In modern-day world pop culture, you might still see a Japanese rock star and mistake him for a woman. The stadiums full of screaming fangirls have no such difficulties, though. As recently as the 1980s, American popular culture was full of cross-dressing musicians who personified the term, “get laid like a rockstar”. Boy-band members and emo guys wear eyeliner and hipster dudes sometimes sports girls’ jeans. Even male R&B stars pierce their ears and style their hair in flamboyantly colorful ways.
You might be amazed to peruse the back-catalog of greatest artists and musicians from the past hundred years and note how many of them were, in fact, either bisexual or gay. If you idolize Marlon Brando or James Dean as paragons of “toughness” or “rebelliousness”, then darling, there’s something about them you really ought to know…
Once again, the number of women swooning over sexually liberated cultural icons could point to some secret that women could share — if only you knew how to ask.
Do women know what it means to be a man better than you do?
In online dating (and elsewhere), women will almost immediately put your identity to the sharp end of this entry’s titular question: are you a real man?
The next in the mating dance is so predictable, it’s practically choreographed: So you say you’re a real man, huh? Okay. Prove it.
What do women seem to believe constitutes a real man?
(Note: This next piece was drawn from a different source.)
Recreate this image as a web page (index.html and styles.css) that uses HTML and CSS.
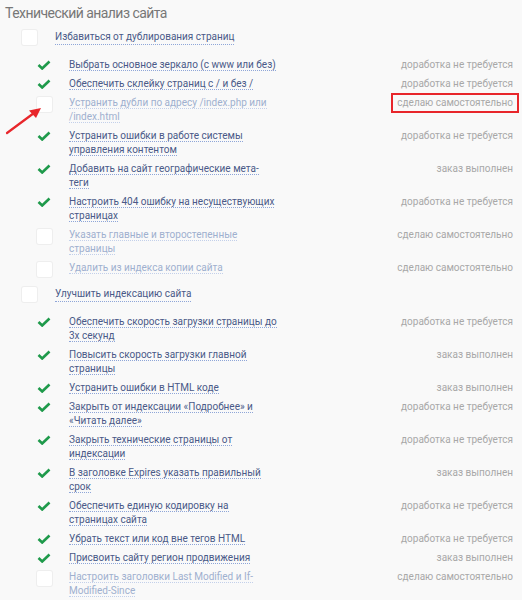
FILE: index.html
```html
<!DOCTYPE html>
<html lang="ru">
<head>
<meta charset="utf-8">
<link rel="stylesheet" href="styles.css">
</head>
<body>
<div class="page">
  <h1 class="title">Технический анализ сайта</h1>

  <section class="group">
    <div class="group-head"><span class="box"></span><a class="link">Избавиться от дублирования страниц</a></div>
    <ul class="items">
      <li class="item"><span class="mark"><svg viewBox="0 0 14 10" width="14" height="10"><path d="M1.5 5 L5.2 8.5 L12.5 1.5" fill="none" stroke="#1f9a4b" stroke-width="2.6"/></svg></span><span class="label"><a class="link">Выбрать основное зеркало (с www или без)</a></span><span class="status">доработка не требуется</span></li>
      <li class="item"><span class="mark"><svg viewBox="0 0 14 10" width="14" height="10"><path d="M1.5 5 L5.2 8.5 L12.5 1.5" fill="none" stroke="#1f9a4b" stroke-width="2.6"/></svg></span><span class="label"><a class="link">Обеспечить склейку страниц с / и без /</a></span><span class="status">доработка не требуется</span></li>
      <li class="item off"><span class="mark"><span class="box"></span></span><span class="label"><a class="link">Устранить дубли по адресу /index.php или<br>/index.html</a></span><span class="status"><span class="hl">сделаю самостоятельно</span></span></li>
      <li class="item"><span class="mark"><svg viewBox="0 0 14 10" width="14" height="10"><path d="M1.5 5 L5.2 8.5 L12.5 1.5" fill="none" stroke="#1f9a4b" stroke-width="2.6"/></svg></span><span class="label"><a class="link">Устранить ошибки в работе системы<br>управления контентом</a></span><span class="status">доработка не требуется</span></li>
      <li class="item"><span class="mark"><svg viewBox="0 0 14 10" width="14" height="10"><path d="M1.5 5 L5.2 8.5 L12.5 1.5" fill="none" stroke="#1f9a4b" stroke-width="2.6"/></svg></span><span class="label"><a class="link">Добавить на сайт географические мета-<br>теги</a></span><span class="status">заказ выполнен</span></li>
      <li class="item"><span class="mark"><svg viewBox="0 0 14 10" width="14" height="10"><path d="M1.5 5 L5.2 8.5 L12.5 1.5" fill="none" stroke="#1f9a4b" stroke-width="2.6"/></svg></span><span class="label"><a class="link">Настроить 404 ошибку на несуществующих<br>страницах</a></span><span class="status">доработка не требуется</span></li>
      <li class="item off"><span class="mark"><span class="box"></span></span><span class="label"><a class="link">Указать главные и второстепенные<br>страницы</a></span><span class="status">сделаю самостоятельно</span></li>
      <li class="item off"><span class="mark"><span class="box"></span></span><span class="label"><a class="link">Удалить из индекса копии сайта</a></span><span class="status">сделаю самостоятельно</span></li>
    </ul>
  </section>

  <section class="group">
    <div class="group-head"><span class="box"></span><a class="link">Улучшить индексацию сайта</a></div>
    <ul class="items">
      <li class="item"><span class="mark"><svg viewBox="0 0 14 10" width="14" height="10"><path d="M1.5 5 L5.2 8.5 L12.5 1.5" fill="none" stroke="#1f9a4b" stroke-width="2.6"/></svg></span><span class="label"><a class="link">Обеспечить скорость загрузки страницы до<br>3х секунд</a></span><span class="status">доработка не требуется</span></li>
      <li class="item"><span class="mark"><svg viewBox="0 0 14 10" width="14" height="10"><path d="M1.5 5 L5.2 8.5 L12.5 1.5" fill="none" stroke="#1f9a4b" stroke-width="2.6"/></svg></span><span class="label"><a class="link">Повысить скорость загрузки главной<br>страницы</a></span><span class="status">заказ выполнен</span></li>
      <li class="item"><span class="mark"><svg viewBox="0 0 14 10" width="14" height="10"><path d="M1.5 5 L5.2 8.5 L12.5 1.5" fill="none" stroke="#1f9a4b" stroke-width="2.6"/></svg></span><span class="label"><a class="link">Устранить ошибки в HTML коде</a></span><span class="status">заказ выполнен</span></li>
      <li class="item"><span class="mark"><svg viewBox="0 0 14 10" width="14" height="10"><path d="M1.5 5 L5.2 8.5 L12.5 1.5" fill="none" stroke="#1f9a4b" stroke-width="2.6"/></svg></span><span class="label"><a class="link">Закрыть от индексации «Подробнее» и<br>«Читать далее»</a></span><span class="status">доработка не требуется</span></li>
      <li class="item"><span class="mark"><svg viewBox="0 0 14 10" width="14" height="10"><path d="M1.5 5 L5.2 8.5 L12.5 1.5" fill="none" stroke="#1f9a4b" stroke-width="2.6"/></svg></span><span class="label"><a class="link">Закрыть технические страницы от<br>индексации</a></span><span class="status">доработка не требуется</span></li>
      <li class="item"><span class="mark"><svg viewBox="0 0 14 10" width="14" height="10"><path d="M1.5 5 L5.2 8.5 L12.5 1.5" fill="none" stroke="#1f9a4b" stroke-width="2.6"/></svg></span><span class="label"><a class="link">В заголовке Expires указать правильный<br>срок</a></span><span class="status">заказ выполнен</span></li>
      <li class="item"><span class="mark"><svg viewBox="0 0 14 10" width="14" height="10"><path d="M1.5 5 L5.2 8.5 L12.5 1.5" fill="none" stroke="#1f9a4b" stroke-width="2.6"/></svg></span><span class="label"><a class="link">Обеспечить единую кодировку на<br>страницах сайта</a></span><span class="status">доработка не требуется</span></li>
      <li class="item"><span class="mark"><svg viewBox="0 0 14 10" width="14" height="10"><path d="M1.5 5 L5.2 8.5 L12.5 1.5" fill="none" stroke="#1f9a4b" stroke-width="2.6"/></svg></span><span class="label"><a class="link">Убрать текст или код вне тегов HTML</a></span><span class="status">доработка не требуется</span></li>
      <li class="item"><span class="mark"><svg viewBox="0 0 14 10" width="14" height="10"><path d="M1.5 5 L5.2 8.5 L12.5 1.5" fill="none" stroke="#1f9a4b" stroke-width="2.6"/></svg></span><span class="label"><a class="link">Присвоить сайту регион продвижения</a></span><span class="status">заказ выполнен</span></li>
      <li class="item off"><span class="mark"><span class="box"></span></span><span class="label"><a class="link">Настроить заголовки Last Modified и If-<br>Modified-Since</a></span><span class="status">сделаю самостоятельно</span></li>
    </ul>
  </section>

  <svg class="arrow" width="50" height="40" viewBox="0 0 50 40">
    <path d="M7 33 L34 13" stroke="#e8262b" stroke-width="2.2" fill="none" stroke-linecap="round"/>
    <path d="M41 8 L29 10.5 L36 18 Z" fill="#e8262b"/>
  </svg>
</div>
</body>
</html>
```

FILE: styles.css
```css
html, body {
  margin: 0;
  padding: 0;
  background: #f9f9f9;
}
body {
  font-family: Roboto, "Liberation Sans", sans-serif;
  font-size: 10px;
  color: #333;
}
.page {
  position: relative;
  padding: 3px 9px 0 5px;
}
.title {
  margin: 0;
  font-size: 14px;
  letter-spacing: -0.55px;
  font-weight: normal;
  line-height: 21px;
  color: #777;
}
.group {
  margin-top: 5px;
}
.group + .group {
  margin-top: 11.5px;
}
.group-head {
  display: flex;
  align-items: center;
  padding-left: 17px;
  height: 17px;
}
.group-head .box {
  margin-right: 18px;
}
.box {
  display: inline-block;
  width: 15px;
  height: 15px;
  background: #fff;
  border-radius: 2px;
  box-shadow: 0 0 0 1px #eeeeee;
}
.link {
  color: #4a5988;
  text-decoration: none;
  border-bottom: 1px dotted #8fa6d8;
  line-height: 14px;
}
.items {
  list-style: none;
  margin: 0;
  padding: 11.5px 0 0 0;
  display: flex;
  flex-direction: column;
  gap: 5px;
}
.item {
  display: flex;
  align-items: flex-start;
  line-height: 14px;
}
.mark {
  width: 32px;
  margin-left: 32px;
  flex: none;
  height: 14px;
  display: flex;
  align-items: center;
}
.item .mark .box {
  margin-top: 3px;
}
.label {
  width: 250px;
  flex: none;
}
.status {
  flex: 1;
  text-align: right;
  color: #a8a8a8;
}
.item.off .link {
  color: #9fb0cf;
  border-bottom-color: #c3d0ea;
}
.hl {
  display: inline-block;
  border: 2px solid #e8262b;
  padding: 1px 4px;
  margin: -3px -6px -3px 0;
}
.arrow {
  position: absolute;
  left: 0;
  top: 100px;
}
```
A real man, as we know, is rich and powerful. An obvious example of the “expensive man” archetype has been brought to life in a massively popular novel-turned-movie. Although practically everyone agrees that Fifty Shades of Grey was trash in paperback form (derived from a Twilight fanfic, no less), it has also been a worldwide wreckingball at cash registers. Hollywood further capitalized on the phenomenon with a smash-hit movie that made instant global megastars of two relatively unknown actors as well.
Make no mistake: the customers who ate up the (not really) sadomasochistic “mummy porn” (that’s “mommy porn” for you Americans — porn for plain-vanilla bored moms) were women, women and more women. Their clueless boyfriends and husbands came in a distant second as soon-to-be-misused “kinky” sex toys flew off the shelves after every midnight showing of Fifty Shades.
For the millions — perhaps billions — of women who devour romance novels that are really instruction manuals on how to find a rich guy, “stacking paper” (as a battle rapper might say to mean “making money”) is the shortcut to manhood, and the easy way to a woman’s gold-digging heart.
There’s only one problem with that requirement, though.
Reaching the Deep-End of Masculinity’s Downward Spiral
The vast majority of men, are not, and will never be, rich and/or powerful. The nature of scarcity-driven societies throughout time is essentially this: the ruling few sit at the top, and the masses suffer in ignominy below. When machines replace humans as slaves to the elite, the common man and woman will surely not benefit much more than they do now.
In other words, if you’re a guy who relies on becoming anything like Christian Grey, note also that you’ll almost certainly be living a lie. A woman doesn’t need superhuman “empathic intuition” to tell a real rich guy from a fake. She can take a quick look at the labels on your expensive-looking shirts while you sleep. She can inspect your social circle and check the zip codes of your closest mates. She’ll immediately slot you by your parents’ social status just by asking what they do for a living. Innocent-seeming “getting to know you” chat almost always has a deeper meaning when you’re dealing with a “significant other”.
An easy way to see this is to test her in return. Give silly answers to her “Twenty Questions” interrogation game. See if she gets upset, or rolls with it and engages you in role-play. A woman who demands “serious” answers is probably both a bore and a social climber of the lowest order. Note that if you fall into her trap by giving real answers, you’ll have failed for reasons that I may tell you more about some other time. Suffice to say that if you’re a man of average means, you’re more likely to go broke chasing tail as a “pickup artist” (in terms of both time and money thrown away) than find true love with a female player.
The Shame Game
If you’ve ever been in an argument with a woman, what’s the first card she’ll probably pull? Yes, of course. It’s the “act like a real man” card. But if you’re not a super-rich member of the falsely-named “upper class”, you’ve already lost. I’m glad you’re reading carefully so you guessed it already — this is the Shame Game at work. The fact that most men never clearly examine the definition of masculinity means that they’ll forever be manipulated by anyone who has something that they want. The essence of Girl Game is that men want sex and love from women. The entire game is gendered, hence it’s also a tangle of stereotypes and ever-shifting demands based on acting like your desired mate’s version of “man” or “woman”.
This is why “How Exactly Do You ‘Act Like A Man?'” is a trick question. Gender is physically nonexistent. Gender is a socially constructed consensual fantasy engaged in by two or more people in a particular place, at a given time.
From Shame to Freedom
If you allow someone else to define the meaning of gender for you, you’ll be a slave to other peoples’ definitions for the rest of your life. In that light, “be a man” means exactly the opposite of what you probably thought prior to reading this entry. Finally, then, what is a real man? A real man can at any moment make his own choice to define the word for himself, and live by that definition without fear of anyone else’s attempts to shame or limit his intrinsic value as a human being.
Until you internalize this understanding, you are not yet a man (or a woman, for that matter). To the extent that you do, you have earned one more degree of social freedom.